Data excerpt:
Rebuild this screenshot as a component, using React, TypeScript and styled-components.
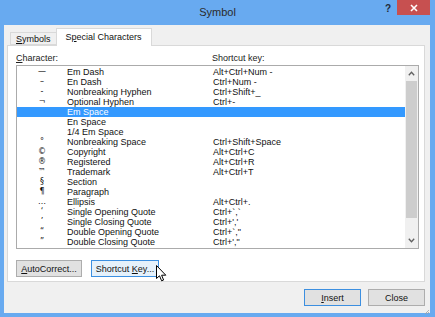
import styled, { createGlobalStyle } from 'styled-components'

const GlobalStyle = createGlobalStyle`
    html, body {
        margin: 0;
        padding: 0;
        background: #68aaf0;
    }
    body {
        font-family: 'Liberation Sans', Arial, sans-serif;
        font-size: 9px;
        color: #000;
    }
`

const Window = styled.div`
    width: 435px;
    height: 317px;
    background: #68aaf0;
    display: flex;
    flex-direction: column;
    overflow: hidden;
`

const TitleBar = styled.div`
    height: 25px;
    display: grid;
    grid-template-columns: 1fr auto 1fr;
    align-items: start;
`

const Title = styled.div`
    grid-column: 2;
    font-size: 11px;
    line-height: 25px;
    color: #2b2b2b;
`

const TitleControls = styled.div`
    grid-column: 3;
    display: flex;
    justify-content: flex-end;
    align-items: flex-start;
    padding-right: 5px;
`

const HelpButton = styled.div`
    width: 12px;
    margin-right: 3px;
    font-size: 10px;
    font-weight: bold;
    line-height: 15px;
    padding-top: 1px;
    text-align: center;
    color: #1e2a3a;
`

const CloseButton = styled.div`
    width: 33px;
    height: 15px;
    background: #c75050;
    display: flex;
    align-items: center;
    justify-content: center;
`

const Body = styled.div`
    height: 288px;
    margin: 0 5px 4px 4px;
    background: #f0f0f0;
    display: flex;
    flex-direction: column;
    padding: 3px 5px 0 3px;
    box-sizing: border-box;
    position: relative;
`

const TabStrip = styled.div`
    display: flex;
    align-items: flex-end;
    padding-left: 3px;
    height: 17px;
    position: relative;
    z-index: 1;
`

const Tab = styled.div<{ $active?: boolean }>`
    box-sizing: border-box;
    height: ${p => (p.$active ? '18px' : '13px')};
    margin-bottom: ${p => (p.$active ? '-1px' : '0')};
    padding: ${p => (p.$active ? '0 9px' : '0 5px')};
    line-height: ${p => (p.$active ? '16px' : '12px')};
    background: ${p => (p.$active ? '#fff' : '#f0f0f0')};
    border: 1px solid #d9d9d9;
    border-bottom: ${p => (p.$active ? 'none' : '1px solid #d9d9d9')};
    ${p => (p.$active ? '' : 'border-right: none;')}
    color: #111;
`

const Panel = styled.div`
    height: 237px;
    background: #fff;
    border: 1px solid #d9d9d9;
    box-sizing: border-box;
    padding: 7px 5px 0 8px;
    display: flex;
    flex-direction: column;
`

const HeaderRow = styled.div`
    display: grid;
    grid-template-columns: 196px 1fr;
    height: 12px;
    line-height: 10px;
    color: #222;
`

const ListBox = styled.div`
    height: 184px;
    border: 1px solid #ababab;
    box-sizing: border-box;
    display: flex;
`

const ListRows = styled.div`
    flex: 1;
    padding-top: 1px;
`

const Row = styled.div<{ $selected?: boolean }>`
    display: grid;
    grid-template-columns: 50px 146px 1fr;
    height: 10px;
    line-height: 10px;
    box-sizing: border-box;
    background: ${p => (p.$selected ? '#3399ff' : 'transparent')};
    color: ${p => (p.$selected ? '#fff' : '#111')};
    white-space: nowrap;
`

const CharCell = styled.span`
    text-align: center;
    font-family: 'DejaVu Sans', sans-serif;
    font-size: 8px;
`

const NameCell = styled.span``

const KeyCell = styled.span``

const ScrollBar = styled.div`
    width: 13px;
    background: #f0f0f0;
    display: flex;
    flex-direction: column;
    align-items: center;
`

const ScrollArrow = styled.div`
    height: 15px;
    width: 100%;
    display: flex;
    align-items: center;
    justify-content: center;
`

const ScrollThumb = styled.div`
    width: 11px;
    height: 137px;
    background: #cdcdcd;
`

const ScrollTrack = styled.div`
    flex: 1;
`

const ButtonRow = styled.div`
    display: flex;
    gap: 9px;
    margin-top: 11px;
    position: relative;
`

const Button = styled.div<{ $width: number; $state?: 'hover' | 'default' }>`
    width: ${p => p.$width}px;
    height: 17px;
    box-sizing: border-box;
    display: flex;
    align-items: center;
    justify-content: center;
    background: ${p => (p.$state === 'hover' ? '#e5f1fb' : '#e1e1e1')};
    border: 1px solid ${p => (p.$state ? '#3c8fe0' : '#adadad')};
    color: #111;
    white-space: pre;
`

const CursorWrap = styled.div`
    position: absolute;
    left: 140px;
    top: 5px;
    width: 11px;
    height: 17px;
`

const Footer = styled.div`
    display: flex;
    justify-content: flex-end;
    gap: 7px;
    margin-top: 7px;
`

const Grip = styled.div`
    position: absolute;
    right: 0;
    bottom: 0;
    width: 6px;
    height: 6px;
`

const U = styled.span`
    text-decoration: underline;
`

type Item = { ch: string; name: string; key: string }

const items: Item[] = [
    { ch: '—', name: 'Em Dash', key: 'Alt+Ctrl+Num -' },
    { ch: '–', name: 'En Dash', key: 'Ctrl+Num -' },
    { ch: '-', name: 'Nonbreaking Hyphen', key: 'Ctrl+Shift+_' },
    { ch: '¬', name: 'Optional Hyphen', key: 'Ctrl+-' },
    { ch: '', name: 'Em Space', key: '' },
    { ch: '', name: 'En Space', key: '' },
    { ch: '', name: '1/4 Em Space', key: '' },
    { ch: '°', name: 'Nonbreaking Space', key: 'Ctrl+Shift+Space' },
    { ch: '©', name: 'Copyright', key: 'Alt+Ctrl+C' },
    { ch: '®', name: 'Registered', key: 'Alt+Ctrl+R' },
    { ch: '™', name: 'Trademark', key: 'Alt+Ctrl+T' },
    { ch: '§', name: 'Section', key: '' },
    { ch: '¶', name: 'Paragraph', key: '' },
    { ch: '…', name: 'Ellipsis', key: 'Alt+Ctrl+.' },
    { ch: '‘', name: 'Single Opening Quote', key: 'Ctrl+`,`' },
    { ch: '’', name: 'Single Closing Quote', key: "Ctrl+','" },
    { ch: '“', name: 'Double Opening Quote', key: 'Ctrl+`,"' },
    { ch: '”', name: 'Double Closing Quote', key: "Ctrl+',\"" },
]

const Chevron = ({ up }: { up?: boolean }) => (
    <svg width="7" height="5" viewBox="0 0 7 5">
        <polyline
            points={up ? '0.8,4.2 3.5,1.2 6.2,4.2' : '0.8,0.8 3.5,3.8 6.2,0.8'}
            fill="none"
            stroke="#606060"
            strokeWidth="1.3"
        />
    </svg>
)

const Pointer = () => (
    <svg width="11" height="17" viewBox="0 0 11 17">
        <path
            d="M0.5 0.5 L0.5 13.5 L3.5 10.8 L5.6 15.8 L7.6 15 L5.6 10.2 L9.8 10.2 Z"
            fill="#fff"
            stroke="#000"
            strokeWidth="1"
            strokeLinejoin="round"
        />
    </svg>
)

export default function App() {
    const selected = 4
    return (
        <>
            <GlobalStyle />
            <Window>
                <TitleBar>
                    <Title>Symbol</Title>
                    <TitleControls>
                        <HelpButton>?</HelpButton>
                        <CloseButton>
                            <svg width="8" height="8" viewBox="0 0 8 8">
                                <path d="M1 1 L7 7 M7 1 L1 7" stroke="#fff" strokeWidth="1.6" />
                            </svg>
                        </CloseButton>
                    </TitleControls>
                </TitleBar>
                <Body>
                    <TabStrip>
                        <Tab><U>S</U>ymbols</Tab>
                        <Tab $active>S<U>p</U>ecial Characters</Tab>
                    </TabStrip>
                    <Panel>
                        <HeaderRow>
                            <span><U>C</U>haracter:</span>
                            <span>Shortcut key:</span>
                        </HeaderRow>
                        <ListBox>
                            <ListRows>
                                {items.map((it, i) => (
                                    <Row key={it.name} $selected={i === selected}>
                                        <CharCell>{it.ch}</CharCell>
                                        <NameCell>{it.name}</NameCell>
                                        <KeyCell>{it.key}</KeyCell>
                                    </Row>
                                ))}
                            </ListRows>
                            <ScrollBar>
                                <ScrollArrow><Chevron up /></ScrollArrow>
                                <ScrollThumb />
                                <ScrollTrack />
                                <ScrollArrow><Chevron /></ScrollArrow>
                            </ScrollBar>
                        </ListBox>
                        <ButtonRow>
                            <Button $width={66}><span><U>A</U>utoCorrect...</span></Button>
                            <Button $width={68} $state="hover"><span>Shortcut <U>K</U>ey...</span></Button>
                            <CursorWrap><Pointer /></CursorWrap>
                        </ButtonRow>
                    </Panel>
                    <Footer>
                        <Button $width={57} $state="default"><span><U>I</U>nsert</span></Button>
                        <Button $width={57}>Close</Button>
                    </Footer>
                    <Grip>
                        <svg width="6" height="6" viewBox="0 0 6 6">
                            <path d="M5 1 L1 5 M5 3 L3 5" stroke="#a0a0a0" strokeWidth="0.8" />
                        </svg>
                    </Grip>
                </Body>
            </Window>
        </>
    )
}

Your instructions: Some lines of the data above may hold the word "components"; report how many do, and nothing else.

Expected answer: 2